To set this type of wire-weight gauge to zero, set the counter to the nearest centimetre. Then set millimetres and centimetres on the flange of the drum adjacent to the counter. The centimetre position of the counter can not be set exactly unless the actual elevation is a multiple of 10 mm. This type of wire-weight gauge may not be as reliable as the tagged version because it has a counter and more moving parts. It is also more expensive.
Figure B-19. Non-Tagged wire-weight gauge.
In most cases, inclined staff gauges are attached to existing structural components, such as wing walls or gate shaft support footing for the control shaft of a sliding gate or along the edge of a boat launch ramp, and they are usually installed at or near the ground. If the site has silting problems, the gauge should be raised.

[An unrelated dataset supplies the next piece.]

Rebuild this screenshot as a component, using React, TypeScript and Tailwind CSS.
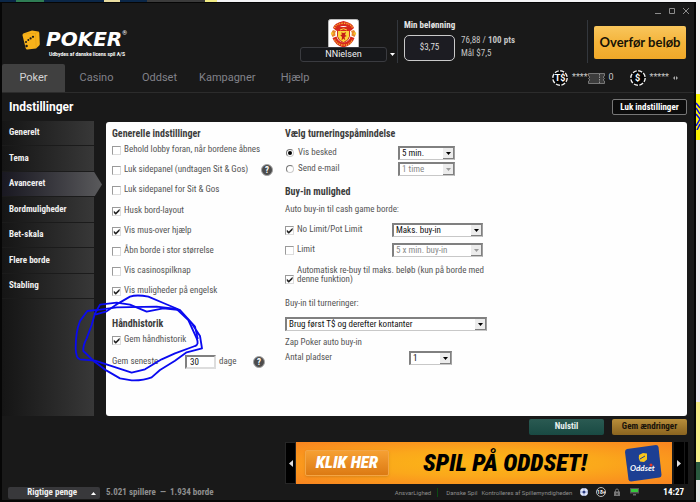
import { ReactNode, useId, useState } from "react";
import { clsx } from "clsx";

const tabs = ["Poker", "Casino", "Oddset", "Kampagner", "Hjælp"];

const sections = [
  "Generelt",
  "Tema",
  "Avanceret",
  "Bordmuligheder",
  "Bet-skala",
  "Flere borde",
  "Stabling",
];

const lobbyOptions = [
  { label: "Behold lobby foran, når bordene åbnes", checked: false },
  { label: "Luk sidepanel (undtagen Sit & Gos)", checked: false, help: true },
  { label: "Luk sidepanel for Sit & Gos", checked: false },
];

const tableOptions = [
  { label: "Husk bord-layout", checked: true },
  { label: "Vis mus-over hjælp", checked: true },
  { label: "Åbn borde i stor størrelse", checked: false },
  { label: "Vis casinospilknap", checked: false },
  { label: "Vis muligheder på engelsk", checked: true },
];

function Checkbox({
  label,
  defaultChecked,
  className,
}: {
  label: string;
  defaultChecked?: boolean;
  className?: string;
}) {
  return (
    <label className={clsx("flex items-center gap-[3px]", className)}>
      <span className="relative size-[9px] shrink-0">
        <input
          type="checkbox"
          defaultChecked={defaultChecked}
          className="peer block size-[9px] appearance-none border border-t-[#9a9a9a] border-r-[#dcdcdc] border-b-[#dcdcdc] border-l-[#9a9a9a] bg-white"
        />
        <svg
          viewBox="0 0 9 9"
          className="pointer-events-none absolute inset-0 hidden size-[9px] peer-checked:block"
        >
          <path d="M1.800 3.800v2.200l2 1.800L7.600 4V1.800L3.800 5.500z" fill="#222" />
        </svg>
      </span>
      <span>{label}</span>
    </label>
  );
}

function Radio({
  label,
  defaultChecked,
}: {
  label: string;
  defaultChecked?: boolean;
}) {
  return (
    <label className="flex items-center gap-1">
      <span className="relative ml-px size-2 shrink-0">
        <input
          type="radio"
          name="reminder"
          defaultChecked={defaultChecked}
          className="peer block size-2 appearance-none rounded-full border border-t-[#777] border-r-[#ccc] border-b-[#ccc] border-l-[#777] bg-white"
        />
        <span className="pointer-events-none absolute inset-[2px] hidden rounded-full bg-black peer-checked:block" />
      </span>
      <span>{label}</span>
    </label>
  );
}

function Select({
  label,
  value,
  disabled,
  className,
}: {
  label: string;
  value: string;
  disabled?: boolean;
  className?: string;
}) {
  return (
    <span
      className={clsx(
        "relative block h-[14px] border-t-2 border-r border-b border-l-2 border-t-[#808080] border-r-[#a0a0a0] border-b-[#c8c8c8] border-l-[#808080] bg-white",
        className,
      )}
    >
      <select
        aria-label={label}
        disabled={disabled}
        className={clsx(
          "block h-full w-full appearance-none pl-[2px] text-[9px] leading-[11px]",
          disabled ? "text-[#8a8a8a]" : "text-[#111]",
        )}
      >
        <option>{value}</option>
      </select>
      <span className="pointer-events-none absolute inset-y-0 right-0 flex w-[11px] items-center justify-center border-r border-b border-[#808080] bg-[#ececec]">
        <svg viewBox="0 0 5 3" className="h-[3px] w-[5px]">
          <path d="M0 0h5L2.500 3z" fill={disabled ? "#999" : "#000"} />
        </svg>
      </span>
    </span>
  );
}

function HelpButton({ className }: { className?: string }) {
  return (
    <button
      type="button"
      aria-label="Hjælp"
      className={clsx(
        "flex size-3 items-center justify-center rounded-full border border-[#a5a5a5] bg-[#4c4c4c] text-[9px] leading-none font-bold text-white",
        className,
      )}
    >
      ?
    </button>
  );
}

function Heading({ children }: { children: ReactNode }) {
  return (
    <h2 className="h-3 text-[10px] leading-3 font-bold text-[#3c3c3c]">
      {children}
    </h2>
  );
}

function Logo() {
  return (
    <div className="flex items-start gap-1.5 pt-[11px] pl-5">
      <svg viewBox="0 0 18 20" className="h-5 w-[18px]">
        <path
          d="M2 3.200 10 .6l6.200.9q1 .2 1.100 1.200l.5 11.300q0 1-.8 1.700l-3 2.700-8.500 1q-1.500.1-1.800-1.200L.5 5.200Q.4 3.800 2 3.200z"
          fill="#f9b31a"
        />
        <path d="m1.500 4 12-.8 3.500-1.200M13.500 3.200l.7 15" stroke="#dd9a12" strokeWidth=".5" fill="none" />
        <g fill="#191919">
          <circle cx="11" cy="6.800" r="1.100" />
          <circle cx="8.600" cy="8.400" r="1.100" />
          <circle cx="6.300" cy="10" r="1" />
          <circle cx="4" cy="12" r="1" />
          <circle cx="4.600" cy="16" r="1.200" />
        </g>
      </svg>
      <div className="text-white">
        <div className="flex items-start">
          <span className="font-['DejaVu_Sans',sans-serif] text-[20px] leading-[18px] font-bold italic">
            POKER
          </span>
          <span className="text-[6px] leading-[6px]">®</span>
        </div>
        <p className="mt-[3px] pl-[3px] text-[5px] leading-[6px] font-bold">
          Udbydes af danske licens spil A/S
        </p>
      </div>
    </div>
  );
}

function Crest() {
  return (
    <svg viewBox="0 0 31 29" className="h-[29px] w-[31px]">
      <rect x=".5" y=".5" width="30" height="30" rx="2" fill="#fff" stroke="#bbb" />
      <path
        d="M5 9Q6 4 15.500 2 25 4 26 9l-3.500 3Q20 7 15.500 7T8.500 12z"
        fill="#d8281c"
      />
      <path
        d="M4.500 19Q7 26.500 15.500 28.500 24 26.500 26.500 19L22.500 17.500Q21 23 15.500 23.500 10 23 8.500 17.500z"
        fill="#d8281c"
      />
      <path
        d="M6.500 9Q8 4.500 15.500 4.300T24.500 9"
        fill="none"
        stroke="#f6b42c"
        strokeWidth="1.500"
        strokeDasharray="1.200 1"
      />
      <path
        d="M6.500 20.500Q9 25.500 15.500 26T24.500 20.500"
        fill="none"
        stroke="#f6b42c"
        strokeWidth="1.500"
        strokeDasharray="1.200 1"
      />
      <path d="M5 11q-3 3.500-.5 7l3-1.500q-1-2.500.5-4.500zM26 11q3 3.500.5 7l-3-1.500q1-2.500-.5-4.500z" fill="#e8862a" />
      <circle cx="4.200" cy="14.500" r="1.300" fill="#f6c52c" />
      <circle cx="26.800" cy="14.500" r="1.300" fill="#f6c52c" />
      <path d="M9.500 8.500h12v9q-1 4.500-6 6-5-1.500-6-6z" fill="#fbd43a" stroke="#c41d16" strokeWidth=".9" />
      <path d="M9.500 8.500h12v3.500h-12z" fill="#d8281c" />
      <path d="M12 11q3.500-2.500 7 0" stroke="#fbd43a" strokeWidth="1" fill="none" />
      <path d="m13 13.500 3 .5 2-1-1 3 1.800 1-2.300 1 .8 3.500-1.800-2-2 2 .5-3.500-1.800-2 2-.5z" fill="#c41d16" />
    </svg>
  );
}

function Chip({ children }: { children: ReactNode }) {
  return (
    <span className="relative flex size-4 items-center justify-center text-[9px] leading-none font-bold text-white">
      <svg viewBox="0 0 16 16" className="absolute inset-0 size-4">
        <circle cx="8" cy="8" r="7.800" fill="#050505" />
        <circle
          cx="8"
          cy="8"
          r="7.200"
          fill="none"
          stroke="#eee"
          strokeWidth="1.400"
          strokeDasharray="4.200 1.450"
        />
      </svg>
      <span className="relative">{children}</span>
    </span>
  );
}

function Ticket() {
  return (
    <svg viewBox="0 0 17 11" className="h-[11px] w-[17px]">
      <path
        d="M.5.5h16V3L15 4l1.500 1.500L15 7l1.500 1v2.500H.5V8L2 7 .5 5.500 2 4 .5 3z"
        fill="#3c3c3c"
        stroke="#8a8a8a"
        strokeWidth=".8"
      />
      <path d="M11.500 1v9" stroke="#aaa" strokeWidth=".8" strokeDasharray="1.500 1" />
    </svg>
  );
}

function PenMark() {
  return (
    <svg
      viewBox="-30 60 411 285"
      className="pointer-events-none absolute -top-7 -left-[42px] z-10 h-[95px] w-[137px]"
      fill="none"
      stroke="#0a0af0"
      strokeWidth="5.500"
      strokeLinecap="round"
      strokeLinejoin="round"
    >
      <path d="M48 133 80 124 115 100 150 80Q170 73 205 80L250 99 300 120 335 160 360 198 366 235 320 247 285 272 240 300 215 322Q190 332 155 331L120 325 80 302 40 272 10 243Q8 228 20 205L35 165 45 130 60 104 110 98 150 104 200 125 250 115 300 120 345 170 353 205" />
      <path d="M0 153 22 123 60 119 110 112 230 110 290 117 325 150 350 205Q358 224 345 228L285 250 245 268 195 298 155 308 100 290 45 272 0 268Q-12 266-13 235-13 185 0 153z" />
    </svg>
  );
}

function OddsetBadge() {
  return (
    <svg viewBox="0 0 38 38" className="h-[38px] w-[38px]">
      <path d="M3 5 32 1q2 0 2.500 2l3 28q0 2-2 2.500L7 37.500q-2 0-2.500-2L1 8q0-2.500 2-3z" fill="#1d3f93" />
      <path d="m15 11 4-2 4 .5v6l-3 2.500-4-.5q-2-3-1-6.500z" fill="#f8c51c" />
      <path d="m16 15 5-3" stroke="#1d3f93" strokeWidth="1" />
      <circle cx="27" cy="21" r="1.500" fill="#e8382a" />
      <text
        x="6"
        y="27"
        fill="#fff"
        fontSize="8"
        fontWeight="700"
        fontStyle="italic"
        fontFamily="Lato, sans-serif"
      >
        Oddset
      </text>
    </svg>
  );
}

function Header() {
  return (
    <header className="flex h-[45px]">
      <div className="flex-1">
        <Logo />
      </div>

      <div className="flex w-[97px] items-end pb-[2px]">
        <div className="flex flex-col items-center">
          <Crest />
          <button
            type="button"
            className="-mt-px h-[15px] w-[87px] rounded-[3px] border border-[#3a3b40] bg-[#17181b] text-[9px] leading-[13px] text-[#f2f2f2]"
          >
            NNielsen
          </button>
        </div>
        <svg viewBox="0 0 5 3" className="mb-1.5 ml-[3px] h-[3px] w-[5px]">
          <path d="M0 0h5L2.500 3z" fill="#fff" />
        </svg>
      </div>

      <div className="my-px flex w-[190px] flex-col border-l border-[#33373d] pl-1.5 font-['Roboto_Condensed','Roboto',sans-serif]">
        <p className="text-[9px] leading-[11px] font-bold text-[#e4e4e4]">
          Min belønning
        </p>
        <div className="mt-1 flex gap-1.5">
          <div className="flex h-[26px] w-[51px] items-center justify-center rounded-[5px] border border-[#c9c9c9] bg-[#1c1c22] text-[9px] text-[#ddd]">
            $3,75
          </div>
          <div className="text-[9px] leading-[13px] text-[#c4c4c4]">
            <p className="-mt-px">
              76,88 / <strong>100 pts</strong>
            </p>
            <p>Mål $7,5</p>
          </div>
        </div>
      </div>

      <div className="my-px border-l border-[#33373d] pl-1.5">
        <button
          type="button"
          className="mt-1.5 h-[33px] w-[92px] rounded-[2px] bg-linear-to-b from-[#f8c65c] via-[#f4b43a] to-[#f0a828] font-['Lato',sans-serif] text-[13px] font-bold text-[#161206]"
        >
          Overfør beløb
        </button>
      </div>
      <div className="w-2" />
    </header>
  );
}

function TabBar() {
  const [active, setActive] = useState("Poker");

  return (
    <div className="flex border-b border-[#2c2c2c]">
      <nav className="flex">
        {tabs.map((tab) => (
          <button
            key={tab}
            type="button"
            onClick={() => setActive(tab)}
            className={clsx(
              "h-7 min-w-[63px] rounded-t-[2px] px-2 text-[11px]",
              tab === active ? "bg-[#404040] text-[#d4d4d4]" : "text-[#82828a]",
            )}
          >
            {tab}
          </button>
        ))}
      </nav>
      <div className="ml-auto flex items-center pr-4 text-[9px] text-[#c8c8c8]">
        <Chip>T$</Chip>
        <span className="ml-1">****</span>
        <Ticket />
        <span className="ml-1">0</span>
        <span className="ml-4">
          <Chip>$</Chip>
        </span>
        <span className="ml-1">*****</span>
        <svg viewBox="0 0 5 4" className="ml-1 h-1 w-[5px]">
          <path d="M2 0v4L0 2zM3 0v4l2-2z" fill="#aaa" />
        </svg>
      </div>
    </div>
  );
}

function Sidebar() {
  const [active, setActive] = useState("Avanceret");

  return (
    <aside className="w-[92px] bg-linear-to-r from-[#151515] to-[#383838]">
      <nav className="flex h-[178px] flex-col">
        {sections.map((section) => (
          <button
            key={section}
            type="button"
            onClick={() => setActive(section)}
            className={clsx(
              "flex-1 border-b border-[#1b1b1b] pl-[7px] text-left text-[9px] font-bold text-[#efefef]",
              section === active
                ? "w-[100px] bg-linear-to-r from-[#191821] to-[#5a5a5c] [clip-path:polygon(0_0,92%_0,100%_50%,92%_100%,0_100%)]"
                : "w-full",
            )}
          >
            {section}
          </button>
        ))}
      </nav>
    </aside>
  );
}

function GeneralColumn() {
  const daysId = useId();

  return (
    <div className="w-[173px]">
      <Heading>Generelle indstillinger</Heading>
      <div>
        {lobbyOptions.map((option) => (
          <div key={option.label} className="flex h-5 items-center pr-3">
            <Checkbox label={option.label} defaultChecked={option.checked} />
            {option.help ? <HelpButton className="ml-auto" /> : null}
          </div>
        ))}
      </div>
      <div className="mt-px">
        {tableOptions.map((option) => (
          <Checkbox
            key={option.label}
            label={option.label}
            defaultChecked={option.checked}
            className="h-5"
          />
        ))}
      </div>

      <section className="relative mt-[17px]">
        <PenMark />
        <Heading>Håndhistorik</Heading>
        <Checkbox label="Gem håndhistorik" defaultChecked className="h-5" />
        <div className="mt-0.5 flex h-5 items-center pr-5">
          <label htmlFor={daysId} className="w-[73px]">
            Gem seneste
          </label>
          <input
            id={daysId}
            defaultValue="30"
            className="h-[14px] w-[31px] border-2 border-t-[#808080] border-r-[#ddd] border-b-[#ddd] border-l-[#808080] bg-white pl-[3px] text-[9px] text-[#111]"
          />
          <span className="ml-[3px]">dage</span>
          <HelpButton className="ml-auto" />
        </div>
      </section>
    </div>
  );
}

function TournamentColumn() {
  return (
    <div className="w-[202px]">
      <Heading>Vælg turneringspåmindelse</Heading>
      <div className="mt-[5px] pr-8">
        <div className="flex h-4 items-center justify-between">
          <Radio label="Vis besked" defaultChecked />
          <Select label="Vis besked" value="5 min." className="w-[57px]" />
        </div>
        <div className="flex h-4 items-center justify-between">
          <Radio label="Send e-mail" />
          <Select label="Send e-mail" value="1 time" disabled className="w-[57px]" />
        </div>
      </div>

      <div className="mt-[9px]">
        <Heading>Buy-in mulighed</Heading>
      </div>
      <p className="mt-[3px] leading-4">Auto buy-in til cash game borde:</p>
      <div className="mt-[3px] pr-1">
        <div className="flex h-5 items-center justify-between">
          <Checkbox label="No Limit/Pot Limit" defaultChecked />
          <Select label="No Limit/Pot Limit" value="Maks. buy-in" className="w-[91px]" />
        </div>
        <div className="flex h-5 items-center justify-between">
          <Checkbox label="Limit" />
          <Select label="Limit" value="5 x min. buy-in" disabled className="w-[91px]" />
        </div>
      </div>
      <Checkbox
        label="Automatisk re-buy til maks. beløb (kun på borde med denne funktion)"
        defaultChecked
        className="mt-1.5 items-end leading-[9px]"
      />

      <p className="mt-[11px] leading-4">Buy-in til turneringer:</p>
      <Select
        label="Buy-in til turneringer"
        value="Brug først T$ og derefter kontanter"
        className="mt-1.5"
      />
      <p className="mt-[3px] leading-4">Zap Poker auto buy-in</p>
      <div className="flex h-4 items-center justify-between pr-[35px]">
        <span>Antal pladser</span>
        <Select label="Antal pladser" value="1" className="w-[43px]" />
      </div>
    </div>
  );
}

function Banner() {
  return (
    <div className="mt-[7px] flex h-[42px] justify-end pr-1.5">
      <button
        type="button"
        aria-label="Forrige"
        className="flex w-[11px] items-center justify-center border border-[#262626] bg-black"
      >
        <svg viewBox="0 0 4 7" className="h-[7px] w-1">
          <path d="M4 0v7L0 3.500z" fill="#ddd" />
        </svg>
      </button>
      <div className="flex w-[376px] items-center bg-[radial-gradient(ellipse_at_center,#fcb716_0%,#fba81b_45%,#f98420_100%)] pl-[9px] font-['Roboto_Condensed','Liberation_Sans_Narrow',sans-serif] italic">
        <a
          href="#klik"
          className="flex h-[26px] w-[84px] items-center justify-center rounded-[2px] border border-[#f3a545] bg-linear-to-b from-[#f6a032] to-[#dc7a12] text-[17px] font-black text-white shadow-sm"
        >
          KLIK HER
        </a>
        <p className="ml-[34px] flex-1 text-[24px] leading-none font-black whitespace-nowrap text-black">
          SPIL PÅ ODDSET!
        </p>
        <div className="mr-2.5">
          <OddsetBadge />
        </div>
      </div>
      <button
        type="button"
        aria-label="Næste"
        className="ml-0.5 flex w-[10px] items-center justify-center bg-black"
      >
        <svg viewBox="0 0 4 7" className="h-[7px] w-1">
          <path d="M0 0v7l4-3.500z" fill="#ddd" />
        </svg>
      </button>
      <div className="ml-px w-[3px] bg-black" />
    </div>
  );
}

function StatusBar() {
  return (
    <footer className="flex h-4 items-center pr-2.5 pl-1.5 text-[#8e8e8e]">
      <button
        type="button"
        className="mt-0.5 flex h-3 w-[92px] items-center justify-end gap-3.5 rounded-[2px] bg-[#38383b] pr-1 font-['Roboto_Condensed','Roboto',sans-serif] text-[9px] font-bold text-[#f0f0f0]"
      >
        Rigtige penge
        <svg viewBox="0 0 5 3" className="h-[3px] w-[5px]">
          <path d="M0 3h5L2.500 0z" fill="#fff" />
        </svg>
      </button>
      <p className="mt-0.5 ml-1.5 font-['Roboto_Condensed','Roboto',sans-serif] text-[9px] font-bold">
        5.021 spillere&nbsp; —&nbsp; 1.934 borde
      </p>
      <div className="ml-auto flex items-center text-[6px]">
        <span>AnsvarLighed</span>
        <span className="ml-1.5 h-[9px] w-px bg-[#0c4a12]" />
        <span className="ml-2">Danske Spil</span>
        <span className="ml-1">Kontrolleres af Spillemyndigheden</span>
        <svg viewBox="0 0 8 8" className="ml-2 size-2">
          <circle cx="4" cy="4" r="4" fill="#dfe6fb" />
          <circle cx="4" cy="4" r="1.600" fill="#27387c" />
          <path d="M4 0v1.500M4 6.500V8M0 4h1.500M6.500 4H8" stroke="#5a6cb4" strokeWidth=".8" />
        </svg>
        <span className="ml-2 flex size-[10px] items-center justify-center rounded-full border border-[#bbb] text-[5px] leading-none font-bold text-white">
          18+
        </span>
        <svg viewBox="0 0 6 8" className="ml-2 h-2 w-1.5">
          <path d="M1.500 4V2.500a1.500 1.500 0 0 1 3 0V4" fill="none" stroke="#777" />
          <path d="M0 3.500h6V8H0z" fill="#777" />
          <path d="M3 5v2" stroke="#222" />
        </svg>
        <svg viewBox="0 0 9 8" className="ml-2.5 h-2 w-[9px]">
          <path d="M0 0h9v5.500H0z" fill="#555" />
          <path d="M1 1h7v3H1z" fill="#35c93c" />
          <path d="M3 6h3v1.500H3z" fill="#666" />
        </svg>
      </div>
      <time className="mt-0.5 ml-6 font-['Roboto_Condensed','Roboto',sans-serif] text-[9px] font-bold text-white">
        14:27
      </time>
    </footer>
  );
}

export default function App() {
  return (
    <div className="flex min-h-screen flex-col bg-[#efeff2] font-['Roboto',sans-serif]">
      <div className="flex h-0.5">
        <div className="w-4 bg-[#0b2748]" />
        <div className="w-7 bg-[#2f7d54]" />
        <div className="w-[60px] bg-[#0b2748]" />
        <div className="w-4 bg-[#e8dca0]" />
        <div className="w-[27px] bg-[#0b2748]" />
        <div className="w-[58px] bg-[#3b3b3b]" />
        <div className="w-3 bg-[#f1ec84]" />
        <div className="flex-1 bg-[#f4f4f6]" />
      </div>

      <div className="flex flex-1">
        <div className="flex min-w-0 flex-1 flex-col border-x-2 border-t border-b-2 border-[#060606] bg-[#191919]">
          <div className="flex h-4 items-center justify-end gap-2 pr-[5px] text-[#8c8c8c]">
            <button type="button" aria-label="Minimer">
              <svg viewBox="0 0 6 6" className="size-1.5" stroke="currentColor" fill="none">
                <path d="M0 5.500h6" />
              </svg>
            </button>
            <button type="button" aria-label="Maksimer">
              <svg viewBox="0 0 6 6" className="size-1.5" stroke="currentColor" fill="none">
                <path d="M.5.5h5v5h-5z" />
              </svg>
            </button>
            <button type="button" aria-label="Luk">
              <svg viewBox="0 0 6 6" className="size-1.5" stroke="currentColor" fill="none">
                <path d="m0 0 6 6M6 0 0 6" />
              </svg>
            </button>
          </div>

          <Header />
          <TabBar />

          <div className="flex h-7 items-center justify-between pr-[7px] pl-[7px]">
            <h1 className="text-[12px] font-bold text-white">Indstillinger</h1>
            <button
              type="button"
              className="h-4 w-[75px] rounded-[2px] border border-[#777] bg-[#0c0c0c] font-['Roboto_Condensed','Roboto',sans-serif] text-[9px] leading-[14px] font-bold text-white"
            >
              Luk indstillinger
            </button>
          </div>

          <div className="flex flex-1 font-['Roboto_Condensed','Roboto',sans-serif]">
            <Sidebar />
            <main className="mt-px mr-[7px] ml-3 flex flex-1 rounded-[3px] bg-[#fefefe] px-1.5 pt-1.5 pb-2 text-[9px] text-[#555]">
              <GeneralColumn />
              <TournamentColumn />
            </main>
          </div>

          <div className="mt-[3px] flex justify-end gap-2 pr-[7px] font-['Roboto_Condensed','Roboto',sans-serif] text-[9px] font-bold">
            <button
              type="button"
              className="h-4 w-[75px] rounded-[2px] bg-linear-to-b from-[#2a5a52] to-[#194a43] text-[#e8f0ee]"
            >
              Nulstil
            </button>
            <button
              type="button"
              className="h-4 w-[75px] rounded-[2px] bg-linear-to-b from-[#b88e3a] to-[#8a6420] text-[#18120a]"
            >
              Gem ændringer
            </button>
          </div>

          <Banner />
          <StatusBar />
        </div>

        {/* sliver of the desktop behind the window */}
        <div className="flex w-1 flex-col">
          <div className="h-[92px] bg-[#f4f4f4]" />
          <div className="h-[46px] bg-[#fbf40a] pt-2">
            <svg viewBox="0 0 4 28" className="h-7 w-1" fill="none" stroke="#0a0af0" strokeWidth="1.500">
              <path d="M0 1 4 6M0 6l4 6M0 12l4 5M4 17 0 24M4 22 1 28" />
            </svg>
          </div>
          <div className="flex-1 bg-[#ececf0]" />
          <div className="h-[60px] bg-[#f7ee8c]" />
          <div className="h-[18px] bg-[#2c5a40]" />
          <div className="h-[22px] bg-[#e6e6e6]" />
        </div>
      </div>
    </div>
  );
}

Inclined gauges are used primarily where the bank slope is very low and water level range high, and where it is impractical to use a series of staff gauges or a cantilever gauge (Section B.2.3.2). Because the slope distance can be 30 m or greater, this type of gauge is very suitable for use on lakes, or reservoirs and for use as an auxiliary gauge.
A level is used with a direct reading inclined gauge to mark the exact elevation along the incline, so that the vertical gauge height can be read directly.
Figure B-20 shows an inclined gauge with metal tags between the metre marks. Water level readings can be obtained directly from the gauge.
Standard gauge plates are installed along the inclined surface. Correction tables are then developed to interpret the exact elevation. The slope is not necessarily constant, but can be incorporated in the correction table. Figure B-20 shows an inclined gauge that has various slopes in different segments. This gauge was installed using H-beams dug into the ground below the frost level to overcome differential frost upheaval.
Note: An inclined gauge is seldom used because it is difficult to prevent the gauge from moving during frost action. Also, gauges mounted directly on the ground are subject to siltation problems, while gauges mounted above the ground are subject to damage by ice or floating debris.
Figure B-20. Inclined gauge with metal tags between the metre markers.